Well with that type of power and slicks and a good start, a 10 would have to be on the cards. Would be difficult to achieve but if driven correctly you would have to go close.

what would a 33gtst with some slicks do with 360 - 380 rwkw ?

bit off topic.. just wondering what i should be aiming for

It will be a fair bit quicker than the GTR with the same power as long as you use drag slicks . You should do a 10 with little practice on starts .

I know some people will argue otherwise....before you ask why the GTS is lighter and you have a lot less drag because you are only spinning 2 wheels not four .

This is the reason GTRS with the same power as STI's have a better 60ft time . The suby is a true 4WD, the GTR is not .

Of course if the GTS and the R both have street tyres the R will be quicker ET but the GTS will have higher trap speed .

As for a street GTR with 300 RWKW ( even 300AWKW for that matter) doing a flat 11, I would like to see that , you don't have a hope in hell ....as long as the car is full street weight you won't go near it.

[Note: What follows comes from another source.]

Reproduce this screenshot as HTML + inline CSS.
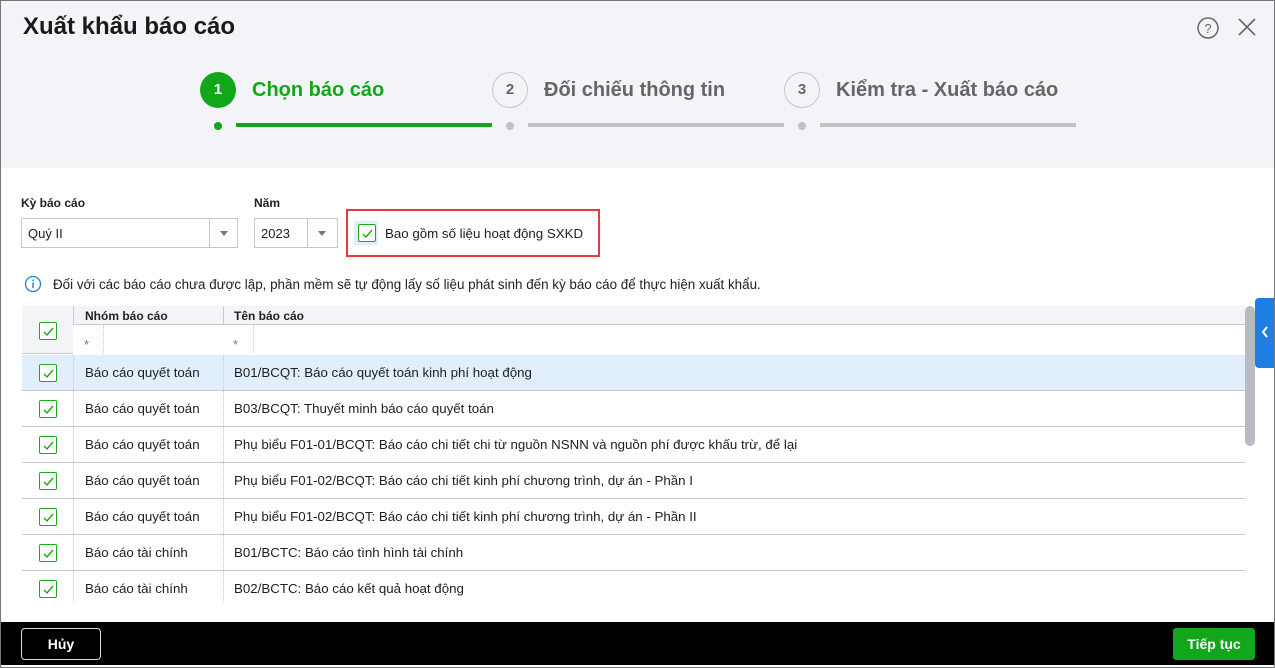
<!DOCTYPE html>
<html><head><meta charset="utf-8"><style>
*{margin:0;padding:0;box-sizing:border-box}
body{width:1275px;height:668px;position:relative;overflow:hidden;background:#fff;font-family:"Liberation Sans","Noto Sans CJK SC",sans-serif;color:#212121;font-size:13px}
.a{position:absolute}
.frame{left:0;top:0;width:1275px;height:668px;border:1px solid #777;}
.hdr{left:1px;top:1px;width:1273px;height:167px;background:#f3f4f8}
.cb{width:18px;height:18px;border:1px solid #1aaa1a;border-radius:2px;background:#fff}
.cb svg{position:absolute;left:3px;top:3px}
.row{left:22px;width:1223px;height:36px;border-bottom:1px solid #c8cad2;font-size:13.3px}
.row .g{position:absolute;left:63px;top:10px}
.row .n{position:absolute;left:212px;top:10px}
.dv{position:absolute;top:0;bottom:0;border-left:1px dotted #c8c8c8}
</style></head><body>
<div class="a hdr"></div>
<div class="a" style="left:23px;top:13px;font-size:24px;font-weight:bold;color:#1a1a1a">Xuất khẩu báo cáo</div>
<svg class="a" style="left:1196px;top:16px" width="24" height="24"><circle cx="12" cy="12" r="10" fill="none" stroke="#666" stroke-width="1.5"/><text x="12" y="17" text-anchor="middle" font-size="13" fill="#666" font-family="Liberation Sans">?</text></svg>
<svg class="a" style="left:1236px;top:16px" width="22" height="22"><path d="M3 3L19 19M19 3L3 19" stroke="#666" stroke-width="1.6"/></svg>
<div class="a" style="left:200px;top:72px;width:36px;height:36px;border-radius:50%;background:#12a61a;color:#fff;font-weight:bold;text-align:center;line-height:36px;font-size:15px">1</div>
<div class="a" style="left:252px;top:79px;font-size:20px;font-weight:bold;color:#12a61a">Chọn báo cáo</div>
<div class="a" style="left:492px;top:72px;width:36px;height:36px;border-radius:50%;border:1px solid #c8c8cc;color:#666;font-weight:bold;text-align:center;line-height:34px;font-size:15px">2</div>
<div class="a" style="left:544px;top:79px;font-size:20px;font-weight:bold;color:#666">Đối chiếu thông tin</div>
<div class="a" style="left:784px;top:72px;width:36px;height:36px;border-radius:50%;border:1px solid #c8c8cc;color:#666;font-weight:bold;text-align:center;line-height:34px;font-size:15px">3</div>
<div class="a" style="left:836px;top:79px;font-size:20px;font-weight:bold;color:#666">Kiểm tra - Xuất báo cáo</div>
<div class="a" style="left:214px;top:122px;width:8px;height:8px;border-radius:50%;background:#12a61a"></div>
<div class="a" style="left:236px;top:123px;width:256px;height:4px;background:#12a61a"></div>
<div class="a" style="left:506px;top:122px;width:8px;height:8px;border-radius:50%;background:#c0c2c8"></div>
<div class="a" style="left:528px;top:123px;width:256px;height:4px;background:#c0c2c8"></div>
<div class="a" style="left:798px;top:122px;width:8px;height:8px;border-radius:50%;background:#c0c2c8"></div>
<div class="a" style="left:820px;top:123px;width:256px;height:4px;background:#c0c2c8"></div>
<div class="a" style="left:21px;top:196px;font-size:12px;font-weight:bold">Kỳ báo cáo</div>
<div class="a" style="left:254px;top:196px;font-size:12px;font-weight:bold">Năm</div>
<div class="a" style="left:21px;top:218px;width:217px;height:30px;border:1px solid #c8c8cc;background:#fff"><span class="a" style="left:6px;top:7px">Quý II</span><div class="a" style="left:187px;top:0;height:28px;border-left:1px solid #c8c8cc"></div><span class="a" style="left:198px;top:12px;border:4px solid transparent;border-top:5px solid #777"></span></div>
<div class="a" style="left:254px;top:218px;width:84px;height:30px;border:1px solid #c8c8cc;background:#fff"><span class="a" style="left:6px;top:7px">2023</span><div class="a" style="left:52px;top:0;height:28px;border-left:1px solid #c8c8cc"></div><span class="a" style="left:63px;top:12px;border:4px solid transparent;border-top:5px solid #777"></span></div>
<div class="a" style="left:346px;top:209px;width:254px;height:48px;border:2px solid #e8393d"></div>
<div class="a" style="left:354px;top:221px;width:24px;height:24px;background:#e3eef8"></div>
<div class="a cb" style="left:358px;top:224px"><svg width="11" height="11"><path d="M1 6L4 9L10 2" fill="none" stroke="#1aaa1a" stroke-width="1.4"/></svg></div>
<div class="a" style="left:385px;top:226px;font-size:13.3px">Bao gồm số liệu hoạt động SXKD</div>
<svg class="a" style="left:24px;top:275px" width="18" height="18"><circle cx="9" cy="9" r="7.5" fill="none" stroke="#1e7fe0" stroke-width="1.3"/><rect x="8.3" y="7.5" width="1.5" height="5.5" fill="#1e7fe0"/><rect x="8.3" y="4.5" width="1.5" height="1.6" fill="#1e7fe0"/></svg>
<div class="a" style="left:53px;top:277px;font-size:13.4px">Đối với các báo cáo chưa được lập, phần mềm sẽ tự động lấy số liệu phát sinh đến kỳ báo cáo để thực hiện xuất khẩu.</div>
<div class="a" style="left:22px;top:306px;width:1223px;height:48px;background:#f3f4f8;border-bottom:1px solid #c8cad2"></div>
<div class="a" style="left:73px;top:324px;width:1172px;border-top:1px solid #c8cad2"></div>
<div class="a" style="left:73px;top:306px;height:48px;border-left:1px solid #c8cad2"></div>
<div class="a" style="left:223px;top:306px;height:48px;border-left:1px solid #c8cad2"></div>
<div class="a" style="left:73px;top:325px;width:1172px;height:29px;background:#fff"></div>
<div class="a" style="left:103px;top:325px;height:29px;border-left:1px dotted #ccc"></div>
<div class="a" style="left:253px;top:325px;height:29px;border-left:1px dotted #ccc"></div>
<div class="a" style="left:84px;top:337px;color:#777">*</div>
<div class="a" style="left:233px;top:337px;color:#777">*</div>
<div class="a" style="left:85px;top:309px;font-size:12px;font-weight:bold">Nhóm báo cáo</div>
<div class="a" style="left:234px;top:309px;font-size:12px;font-weight:bold">Tên báo cáo</div>
<div class="a cb" style="left:39px;top:322px"><svg width="11" height="11"><path d="M1 6L4 9L10 2" fill="none" stroke="#1aaa1a" stroke-width="1.4"/></svg></div>

<div class="a row" style="top:355px;background:#e1effd"><div class="dv" style="left:51px"></div><div class="dv" style="left:201px"></div><div class="a cb" style="left:17px;top:9px"><svg width="11" height="11"><path d="M1 6L4 9L10 2" fill="none" stroke="#1aaa1a" stroke-width="1.4"/></svg></div><span class="g">Báo cáo quyết toán</span><span class="n">B01/BCQT: Báo cáo quyết toán kinh phí hoạt động</span></div>
<div class="a row" style="top:391px"><div class="dv" style="left:51px"></div><div class="dv" style="left:201px"></div><div class="a cb" style="left:17px;top:9px"><svg width="11" height="11"><path d="M1 6L4 9L10 2" fill="none" stroke="#1aaa1a" stroke-width="1.4"/></svg></div><span class="g">Báo cáo quyết toán</span><span class="n">B03/BCQT: Thuyết minh báo cáo quyết toán</span></div>
<div class="a row" style="top:427px"><div class="dv" style="left:51px"></div><div class="dv" style="left:201px"></div><div class="a cb" style="left:17px;top:9px"><svg width="11" height="11"><path d="M1 6L4 9L10 2" fill="none" stroke="#1aaa1a" stroke-width="1.4"/></svg></div><span class="g">Báo cáo quyết toán</span><span class="n">Phụ biểu F01-01/BCQT: Báo cáo chi tiết chi từ nguồn NSNN và nguồn phí được khấu trừ, để lại</span></div>
<div class="a row" style="top:463px"><div class="dv" style="left:51px"></div><div class="dv" style="left:201px"></div><div class="a cb" style="left:17px;top:9px"><svg width="11" height="11"><path d="M1 6L4 9L10 2" fill="none" stroke="#1aaa1a" stroke-width="1.4"/></svg></div><span class="g">Báo cáo quyết toán</span><span class="n">Phụ biểu F01-02/BCQT: Báo cáo chi tiết kinh phí chương trình, dự án - Phần I</span></div>
<div class="a row" style="top:499px"><div class="dv" style="left:51px"></div><div class="dv" style="left:201px"></div><div class="a cb" style="left:17px;top:9px"><svg width="11" height="11"><path d="M1 6L4 9L10 2" fill="none" stroke="#1aaa1a" stroke-width="1.4"/></svg></div><span class="g">Báo cáo quyết toán</span><span class="n">Phụ biểu F01-02/BCQT: Báo cáo chi tiết kinh phí chương trình, dự án - Phần II</span></div>
<div class="a row" style="top:535px"><div class="dv" style="left:51px"></div><div class="dv" style="left:201px"></div><div class="a cb" style="left:17px;top:9px"><svg width="11" height="11"><path d="M1 6L4 9L10 2" fill="none" stroke="#1aaa1a" stroke-width="1.4"/></svg></div><span class="g">Báo cáo tài chính</span><span class="n">B01/BCTC: Báo cáo tình hình tài chính</span></div>
<div class="a row" style="top:571px;border-bottom:none;height:31px"><div class="dv" style="left:51px"></div><div class="dv" style="left:201px"></div><div class="a cb" style="left:17px;top:9px"><svg width="11" height="11"><path d="M1 6L4 9L10 2" fill="none" stroke="#1aaa1a" stroke-width="1.4"/></svg></div><span class="g">Báo cáo tài chính</span><span class="n">B02/BCTC: Báo cáo kết quả hoạt động</span></div>
<div class="a" style="left:1245px;top:306px;width:10px;height:140px;border-radius:5px;background:#b8bcc2"></div>
<div class="a" style="left:1255px;top:298px;width:20px;height:70px;background:#1f7de3;border-radius:4px 0 0 4px"></div>
<svg class="a" style="left:1261px;top:326px" width="8" height="12"><path d="M6 1L2 6L6 11" fill="none" stroke="#fff" stroke-width="2"/></svg>
<div class="a" style="left:1px;top:622px;width:1273px;height:43px;background:#000"></div>
<div class="a" style="left:21px;top:628px;width:80px;height:32px;border:1px solid #ddd;border-radius:4px;color:#fff;font-weight:bold;font-size:14px;text-align:center;line-height:30px">Hủy</div>
<div class="a" style="left:1173px;top:628px;width:82px;height:32px;background:#12a61a;border-radius:3px;color:#fff;font-weight:bold;font-size:14px;text-align:center;line-height:32px">Tiếp tục</div>
<div class="a frame"></div>
</body></html>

Series 3 R33 gtr FULL street trim, 368awkw=11.1@130mph. This was on 19's with average driver, shit rubber, i dont have the timeslip so cant tell you the 60 foot time but i can tell you there is spin and torque steer in 1st gear so could go quicker on better rubber.

Edited by fieds83
Series 3 R33 gtr FULL street trim, 368awkw=11.1@130mph. This was on 19's with average driver, shit rubber, i dont have the timeslip so cant tell you the 60 foot time but i can tell you there is spin and torque steer in 1st gear so could go quicker on better rubber.

This has a 10 on street tyres with a resonable 60 footer. We did 11 flat at 129 MPH in a series III GTR , street tyres, full street trim, weight and 18" 34 GTR rims , the car was making about 360 AWKW . Never went bact to crack a 10 because of the cage issue, car was built to be a street stock looking car , not a drag or race car..

Spiining all the way in 1st, still managed 1.8 60ft.

tough subject... im thinking of taking my new beast out to the strip...

what you think id get in an R34GTR vspec, mods are: HKS 100mm FMIC, HKS cat back with punched out cat, HKS ebc on 1 bar, aftermarket panel filter (not sure which brand), HKS coilovers, tyres are 285's all round pretty good tyres again not sure wat brand... what wud i be looking at running??? oh and car is running with a mines rom tune, made around 240awkw

Edited by mass_iv

thanks mate, yeh i do, not many good ones yet, but here's a link to a good shot taken before i bought it... has diff plates on it now:

http://transelite.net/images/PICT0392.JPG

others are off camera phone the night i picked it up... little dodgy hehe:

http://img219.imageshack.us/my.php?image=picture008qc2.jpg

http://img223.imageshack.us/my.php?image=image006vq0.jpg

Edited by mass_iv
tough subject... im thinking of taking my new beast out to the strip...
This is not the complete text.